Improving physical models of the atmosphere using ML

Cyril Morcrette - Met Office

The Met Office develops and maintains a unified modelling framework used for weather forecasting and climate applications. Simulations using this model can be used to feed product and deliver advice and warnings, they can also be used to provide the next generation of km-scale high-fidelity datasets for ML training. As a result, these physical simulations need to be the best they can be, and ML can be used to improve certain parametrization schemes and interactions between processes. An overview of projects aiming to improve the physical model by embedding ML techniques will be provided. We will also provide an overview of the software development that allow us to fuse ML techniques with our physical model is a manner which is robust to changes in the modelling landscape.

Cyril leads a team improving the way that clouds and radiation are represented in weather forecasts and climate simulations.

ML-Emulator for Cloud Microphysics in ICON in a Realistic Climate Model Experiment

Caroline Arnold - Helmholtz-Zentrum Hereon

As the spatial resolution of general circulation models (GCMs) increases and storms and clouds can be resolved, the underlying cloud microphysics still need to be parameterised. This is a known to be a major source of uncertainty in climate and weather simulations.
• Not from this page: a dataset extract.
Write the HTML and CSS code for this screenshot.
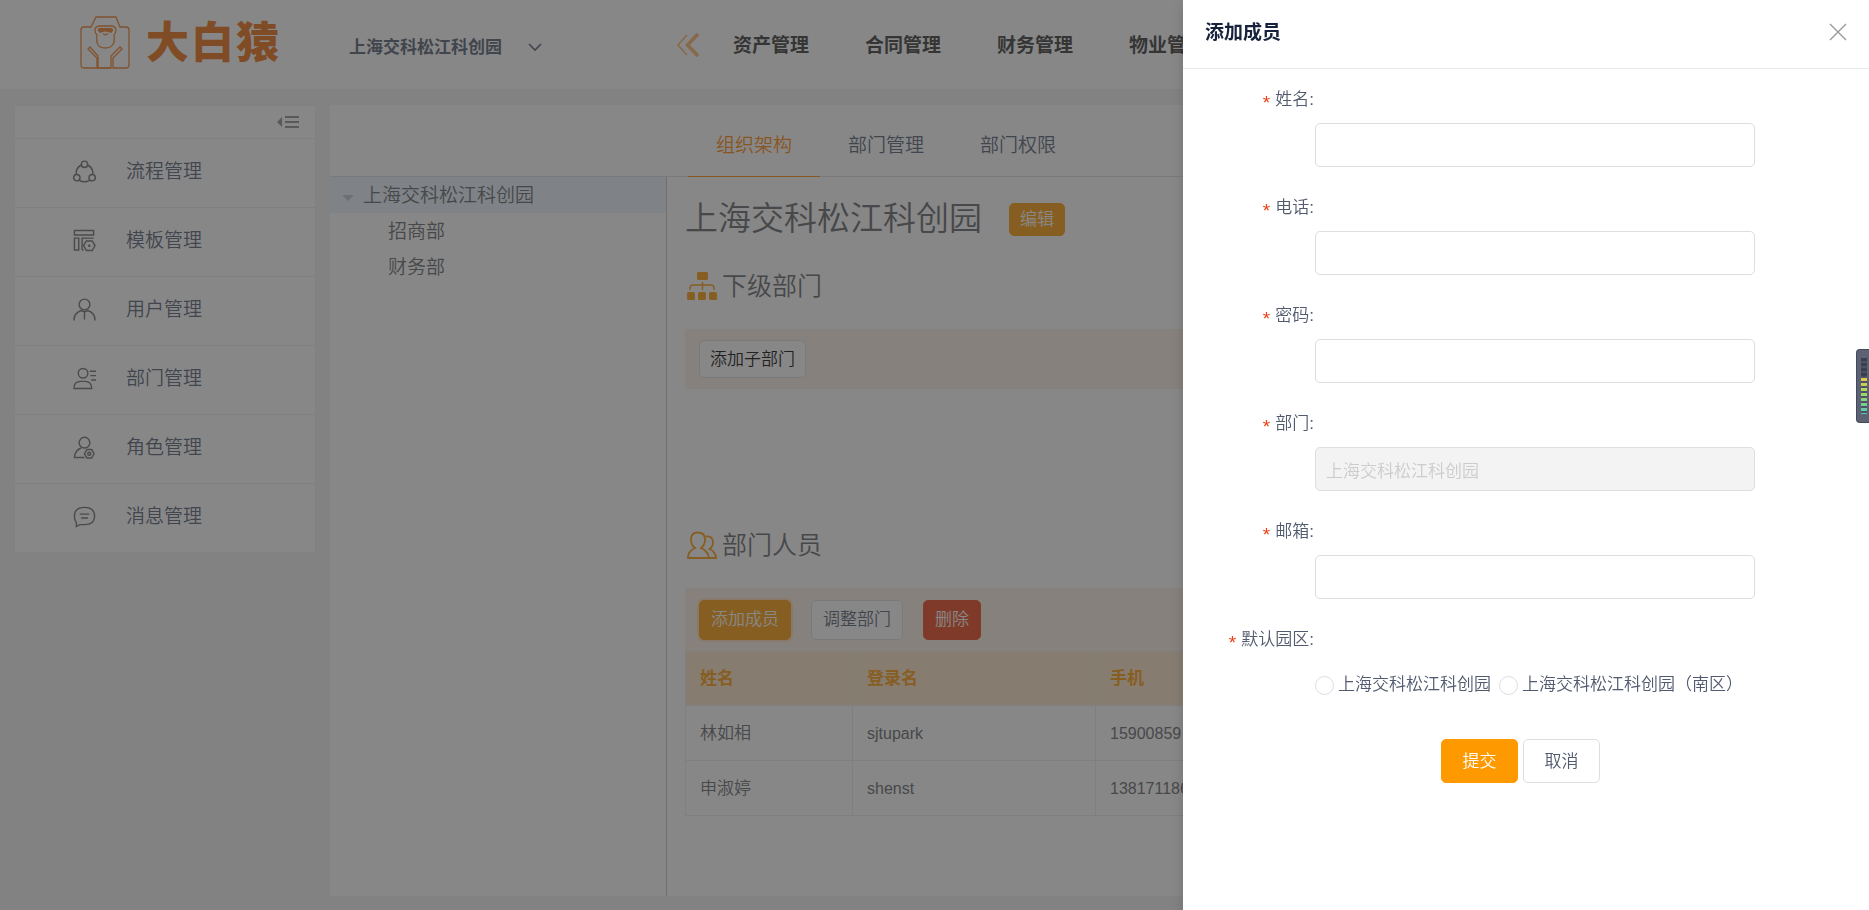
FILE: index.html
```html
<!DOCTYPE html>
<html lang="zh-CN">
<head>
<meta charset="utf-8">
<title>大白猿</title>
<link rel="stylesheet" href="styles.css">
</head>
<body>
<div class="app">
  <header class="topbar">
    <a class="brand" href="#">
      <svg class="brand-mark" viewBox="0 0 50 54" fill="none" stroke="currentColor" stroke-width="1.3">
        <path d="M17 52H4Q1 52 1 49V14Q1 11 4 11H11L16 1H36L40 11H46Q49 11 49 14V49Q49 52 46 52H33V42L42 33L40 31L31 40V52H18V40L10 31L8 33L17 42Z"/>
        <path d="M18 52H31"/>
        <path d="M19 10H32Q36 11 36 14Q36 17 34 19Q36 32 25 32Q15 32 17 19Q15 17 15 14Q15 11 19 10Z"/>
        <path d="M19 12H31Q34 13 33 15L31 17Q25 14 20 17L18 15Q17 13 19 12Z" fill="currentColor" stroke="none"/>
        <path d="M23 17.500Q25.500 20 28 17.500"/>
      </svg>
      <span class="brand-name"><span>大</span><span>白</span><span>猿</span></span>
    </a>
    <button class="park-switch" type="button">上海交科松江科创园
      <svg class="chevron" viewBox="0 0 14 14" fill="none" stroke="currentColor" stroke-width="1.600"><path d="M1 3L7 9L13 3"/></svg>
    </button>
    <button class="nav-back" type="button" aria-label="向左">
      <svg viewBox="0 0 24 24" fill="none" stroke="currentColor"><path d="M11 2L2 12L11 22" stroke-width="1.600"/><path d="M22 1L11.500 12L22 23" stroke-width="3.500"/></svg>
    </button>
    <nav class="main-nav">
      <a href="#">资产管理</a>
      <a href="#">合同管理</a>
      <a href="#">财务管理</a>
      <a href="#">物业管理</a>
    </nav>
  </header>

  <div class="workspace">
    <aside class="sidebar">
      <button class="collapse" type="button" aria-label="收起">
        <svg viewBox="0 0 22 12" fill="currentColor"><path d="M5 1V11L0 6ZM8 0H22V2H8ZM8 5H22V7H8ZM8 10H22V12H8Z"/></svg>
      </button>
      <a class="side-item" href="#">
        <svg viewBox="0 0 24 24"><circle cx="12" cy="4.500" r="3.300"/><circle cx="4" cy="18.500" r="3.300"/><circle cx="20" cy="18.500" r="3.300"/><path d="M8.800 5.200A10 10 0 0 0 3.300 15.200M15.200 5.200A10 10 0 0 1 20.700 15.200M7 21.500Q12 24 17 21.500"/></svg>
        流程管理</a>
      <a class="side-item" href="#">
        <svg viewBox="0 0 24 24"><path d="M1.500 1.500H21.500V6.200H1.500ZM1.500 9.500H6V22H1.500ZM9.500 22V9.500H21.500M9.500 22H11"/><path d="M14 12.500H20L23 17.300L20 22.500H14L11 17.300Z"/><circle cx="17" cy="17.500" r=".6"/></svg>
        模板管理</a>
      <a class="side-item" href="#">
        <svg viewBox="0 0 24 24"><circle cx="12" cy="6.800" r="5.600"/><path d="M1 23.500Q1 15.500 8.500 13Q12 15.500 15.500 13Q23 15.500 23 23.500M12 14.500V22.500"/></svg>
        用户管理</a>
      <a class="side-item" href="#">
        <svg viewBox="0 0 24 24"><circle cx="10.500" cy="6.500" r="5"/><path d="M1 22.500Q1 15 8 15H12.500Q19.500 15 19.500 22.500ZM17.500 4.500H24M18 9H24M19 13.500H24"/></svg>
        部门管理</a>
      <a class="side-item" href="#">
        <svg viewBox="0 0 24 24"><circle cx="12" cy="7" r="5.600"/><path d="M12 22.500H1.500Q2 15 8.500 12.500"/><path d="M14.500 14H19.500L22 18.500L19.500 23H14.500L12 18.500Z"/><circle cx="17" cy="18.500" r="1.600"/></svg>
        角色管理</a>
      <a class="side-item" href="#">
        <svg viewBox="0 0 24 24"><path d="M3.500 22.500V18Q1.500 16 1.500 12Q1.500 2.500 12 2.500Q22.500 2.500 22.500 12Q22.500 20.500 12 20.500H7Z"/><path d="M7 9.500H17M8.500 13.500H15.500"/></svg>
        消息管理</a>
    </aside>

    <main class="panel">
      <nav class="tabs">
        <a class="tab tab-on" href="#">组织架构</a>
        <a class="tab" href="#">部门管理</a>
        <a class="tab" href="#">部门权限</a>
      </nav>
      <div class="panel-body">
        <ul class="tree">
          <li class="tree-root"><span class="caret"></span>上海交科松江科创园</li>
          <li class="tree-leaf">招商部</li>
          <li class="tree-leaf">财务部</li>
        </ul>
        <section class="detail">
          <div class="title-row">
            <h1>上海交科松江科创园</h1>
            <button class="btn btn-primary btn-small" type="button">编辑</button>
          </div>
          <h2>
            <svg viewBox="0 0 30 30" fill="currentColor"><rect x="10" y="1" width="11" height="8" rx="1.500"/><rect x="0" y="21" width="8" height="8" rx="1.500"/><rect x="11" y="21" width="8" height="8" rx="1.500"/><rect x="22" y="21" width="8" height="8" rx="1.500"/><path d="M3 19V17Q3 14 6 14H24Q27 14 27 17V19M15.500 11V19" fill="none" stroke="currentColor" stroke-width="1.400"/></svg>
            下级部门</h2>
          <div class="band band-sub">
            <button class="btn btn-ink" type="button">添加子部门</button>
          </div>
          <h2 class="people">
            <svg viewBox="0 0 30 30" fill="none" stroke="currentColor" stroke-width="1.800"><path d="M1 28Q1 21 8 18Q4 15 4 9.500Q4 2.500 11 2.500Q18 2.500 18 9.500Q18 15 14 18Q21 21 22 28Z"/><path d="M18.500 6.500Q26 5.500 26 12.500Q26 16.500 22.500 19Q29 22 29 28H22"/></svg>
            部门人员</h2>
          <div class="band">
            <button class="btn btn-primary btn-focus" type="button">添加成员</button>
            <button class="btn" type="button">调整部门</button>
            <button class="btn btn-danger" type="button">删除</button>
          </div>
          <table class="members">
            <thead><tr><th class="col-name">姓名</th><th class="col-login">登录名</th><th>手机</th></tr></thead>
            <tbody>
              <tr><td>林如相</td><td class="latin">sjtupark</td><td class="latin">15900859</td></tr>
              <tr><td>申淑婷</td><td class="latin">shenst</td><td class="latin">138171186</td></tr>
            </tbody>
          </table>
        </section>
      </div>
    </main>
  </div>
</div>

<div class="mask"></div>

<div class="drawer" role="dialog" aria-labelledby="drawer-title">
  <div class="drawer-head">
    <h2 class="drawer-title" id="drawer-title">添加成员</h2>
    <button class="close" type="button" aria-label="关闭"><svg viewBox="0 0 18 18" fill="none" stroke="currentColor" stroke-width="1.400"><path d="M1 1L17 17M17 1L1 17"/></svg></button>
  </div>
  <form class="form">
    <div class="field"><label for="f-name">姓名:</label><input class="text" id="f-name" type="text"></div>
    <div class="field"><label for="f-phone">电话:</label><input class="text" id="f-phone" type="text"></div>
    <div class="field"><label for="f-pass">密码:</label><input class="text" id="f-pass" type="password"></div>
    <div class="field"><label for="f-dept">部门:</label><input class="text" id="f-dept" type="text" value="上海交科松江科创园" disabled></div>
    <div class="field"><label for="f-mail">邮箱:</label><input class="text" id="f-mail" type="text"></div>
    <div class="field" role="radiogroup" aria-labelledby="f-park">
      <span class="label" id="f-park">默认园区:</span>
      <div class="radios">
        <label class="radio"><input type="radio" name="park">上海交科松江科创园</label>
        <label class="radio"><input type="radio" name="park">上海交科松江科创园（南区）</label>
      </div>
    </div>
    <div class="actions">
      <button class="btn btn-primary btn-large" type="button">提交</button>
      <button class="btn btn-large" type="button">取消</button>
    </div>
  </form>
</div>

<div class="meter"><span class="meter-bar"></span></div>
</body>
</html>
```

FILE: styles.css
```css
* { box-sizing: border-box; }

body {
  margin: 0;
  font-family: "Liberation Sans", "Noto Sans CJK SC", sans-serif;
  font-size: 17px;
  font-weight: 350;
  line-height: 24px;
  color: #515a6e;
  overflow: hidden;
}

a { color: inherit; text-decoration: none; }
button, input { font: inherit; color: inherit; }
button { cursor: pointer; }
h1, h2, ul { margin: 0; padding: 0; font-weight: 350; }
ul { list-style: none; }
svg { flex: none; }

.app {
  display: flex;
  flex-direction: column;
  height: 100vh;
  background: #f3f3f3;
}

/* top bar */
.topbar {
  display: flex;
  align-items: center;
  flex: none;
  height: 89px;
  padding-left: 80px;
  background: #fff;
  white-space: nowrap;
  overflow: hidden;
}
.brand { display: flex; align-items: center; gap: 16px; color: #f07c20; width: 269px; flex: none; padding-bottom: 4px; }
.brand-mark { width: 50px; height: 54px; }
.brand-name { display: flex; gap: 2px; font-size: 43px; font-weight: 900; line-height: 54px; color: #ed6c0a; }
.park-switch {
  display: flex;
  align-items: center;
  gap: 26px;
  width: 327px;
  flex: none;
  padding: 6px 0 0;
  border: 0;
  background: none;
  font-weight: 700;
}
.chevron { width: 14px; height: 14px; }
.nav-back { flex: none; width: 29px; padding: 0; border: 0; background: none; color: #ffb168; line-height: 0; }
.nav-back svg { width: 24px; height: 24px; display: block; }
.main-nav { display: flex; padding-top: 2px; font-size: 19px; font-weight: 700; color: #333; }
.main-nav a { padding: 0 28px; }

/* layout below the top bar */
.workspace { display: flex; flex: 1; gap: 14px; padding: 16px 15px 14px 14px; min-height: 0; }

.sidebar {
  display: flex;
  flex-direction: column;
  align-self: flex-start;
  flex: none;
  width: 302px;
  background: #fff;
  border: 1px solid #f0f0f0;
}
.collapse { align-self: stretch; display: flex; justify-content: flex-end; align-items: center; height: 32px; padding: 0 16px 4px; border: 0; background: none; color: #8c8c8c; }
.collapse svg { width: 22px; height: 12px; margin-top: 3px; }
.side-item {
  display: flex;
  align-items: center;
  gap: 30px;
  height: 69px;
  padding: 0 0 3px 58px;
  border-top: 1px solid #ededed;
  font-size: 19px;
}
.side-item svg { width: 23px; height: 23px; fill: none; stroke: #6a6a6a; stroke-width: 1.500; }

.panel { display: flex; flex-direction: column; flex: 1; min-width: 0; background: #fff; }
.tabs { display: flex; flex: none; height: 72px; padding-left: 358px; border-bottom: 1px solid #dcdee2; font-size: 19px; }
.tab { padding: 29px 28px 0; height: 72px; }
.tab-on { color: #ff8400; border-bottom: 1px solid #ff8400; }
.panel-body { display: flex; flex: 1; min-height: 0; }

.tree { flex: none; width: 337px; border-right: 1px solid #c4c4c4; font-size: 19px; color: #606266; }
.tree li { display: flex; align-items: center; height: 36px; padding-top: 1px; }
.tree-root { gap: 9px; padding-left: 12px; background: #ebf5ff; }
.tree .tree-leaf { padding-left: 58px; }
.caret { width: 0; margin-top: 4px; border: 6px solid transparent; border-top: 6px solid #c0c4cc; border-bottom: 0; }

/* department detail */
.detail { flex: 1; min-width: 0; padding-left: 18px; color: #606266; }
.title-row { display: flex; align-items: center; gap: 27px; height: 84px; }
.detail h1 { font-size: 33px; line-height: 40px; }
.detail h2 { display: flex; align-items: center; gap: 5px; height: 50px; padding-left: 2px; font-size: 25px; line-height: 36px; }
.detail h2 svg { width: 30px; height: 30px; color: #ff9900; }
.band { display: flex; align-items: center; gap: 20px; height: 63px; padding: 0 14px; background: #fff0e5; }
.band-sub { height: 60px; margin: 18px 0 131px; }
.people { margin-bottom: 18px; }

.btn {
  height: 40px;
  padding: 1px 11px 0;
  border: 1px solid #dcdee2;
  border-radius: 5px;
  background: #fff;
  color: #515a6e;
  white-space: nowrap;
}
.btn-ink { height: 38px; padding: 1px 10px 0; color: #000; }
.btn-primary { background: #ff9900; border-color: #ff9900; color: #fff; }
.btn-danger { background: #ed4014; border-color: #ed4014; color: #fff; }
.btn-focus { box-shadow: 0 0 0 2px rgba(255, 153, 0, .2); }
.btn-small { height: 33px; padding: 1px 10px 0; }
.btn-large { height: 44px; width: 77px; }

.members { width: 100%; table-layout: fixed; border-collapse: collapse; border: 1px solid #e8eaec; }
.members th, .members td { padding: 1px 14px 0; border: 1px solid #e8eaec; text-align: left; }
.members th { height: 54px; background: #ffe3c6; color: #ff9900; font-weight: 700; }
.members td { height: 55px; font-weight: 350; }
.members .latin { font-size: 16px; }
.col-name { width: 167px; }
.col-login { width: 243px; }

/* overlay */
.mask { position: fixed; inset: 0; background: rgba(55, 55, 55, .6); }
.drawer {
  position: fixed;
  top: 0;
  right: 0;
  bottom: 0;
  width: 686px;
  background: #fff;
  box-shadow: 0 4px 12px rgba(0, 0, 0, .15);
}
.drawer-head {
  display: flex;
  align-items: center;
  justify-content: space-between;
  height: 69px;
  padding: 0 22px 4px;
  border-bottom: 1px solid #e8eaec;
}
.drawer-title { padding-top: 2px; font-size: 19px; font-weight: 700; color: #17233d; }
.close { padding: 0; border: 0; background: none; color: #999; line-height: 0; }
.close svg { width: 18px; height: 18px; }

.form { padding: 19px 114px 0 19px; }
.field { display: grid; grid-template-columns: 113px 1fr; row-gap: 11px; margin-bottom: 29px; }
.field > label, .label { display: flex; justify-content: flex-end; grid-column: 1; height: 24px; padding-right: 1px; }
.field > label::before, .label::before { content: "*"; margin-right: 3px; padding-top: 4px; color: #ed4014; font-family: "Liberation Mono", monospace; font-size: 19px; }
.text, .radios { grid-column: 2; grid-row: 2; }
.text { width: 100%; height: 44px; padding: 1px 10px 0; border: 1px solid #dcdee2; border-radius: 5px; background: #fff; }
.text:disabled { background: #f3f3f3; color: #ccc; }
.radios { display: flex; gap: 8px; height: 44px; align-items: center; white-space: nowrap; }
.radio { display: flex; align-items: center; gap: 4px; }
.radio input { appearance: none; width: 19px; height: 19px; margin: 0; border: 1px solid #dcdee2; border-radius: 50%; background: #fff; }
.actions { display: flex; gap: 5px; padding: 3px 0 0 239px; }

/* level gauge docked to the window edge */
.meter {
  position: fixed;
  top: 349px;
  right: 0;
  width: 13px;
  height: 74px;
  padding: 8px 2px 8px 4px;
  border: 1px solid #444a58;
  border-right: 0;
  border-radius: 4px 0 0 4px;
  background: #5c6274;
}
.meter-bar {
  display: block;
  height: 100%;
  background:
    repeating-linear-gradient(transparent 0 3px, #4c5262 3px 5px),
    linear-gradient(#3a3f4c 0 34%, #e8c84a 34%, #a8d860 60%, #4fc8b4 100%);
}
```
The established parameterisations use bulk moment schemes, where the conversion of cloud and rain droplets is approximated through empirical relationships. Particle-based superdroplet simulations would provide a more accurate representation, but are typically not feasable for use in GCMs.

We couple SuperdropNet [1], an ML emulator for warm rain cloud microphysics trained on superdroplet simulations, to ICON [2]. Previously, we validated the coupled model in an idealised cloud microphysics test case and showed that SuperdropNet runs stable and provides reasonable precipitation patterns [3].

Now we move towards a realistic climate model experiment with 10 km horizontal resolution. We use historical greenhouse gas forcing and observed sea-surface temperatures as boundary conditions (a so called AMIP experiment) to compare if and how our hybrid model simulates more realistic precipitation compared to the widely used empirical two moment bulk scheme parameterisation.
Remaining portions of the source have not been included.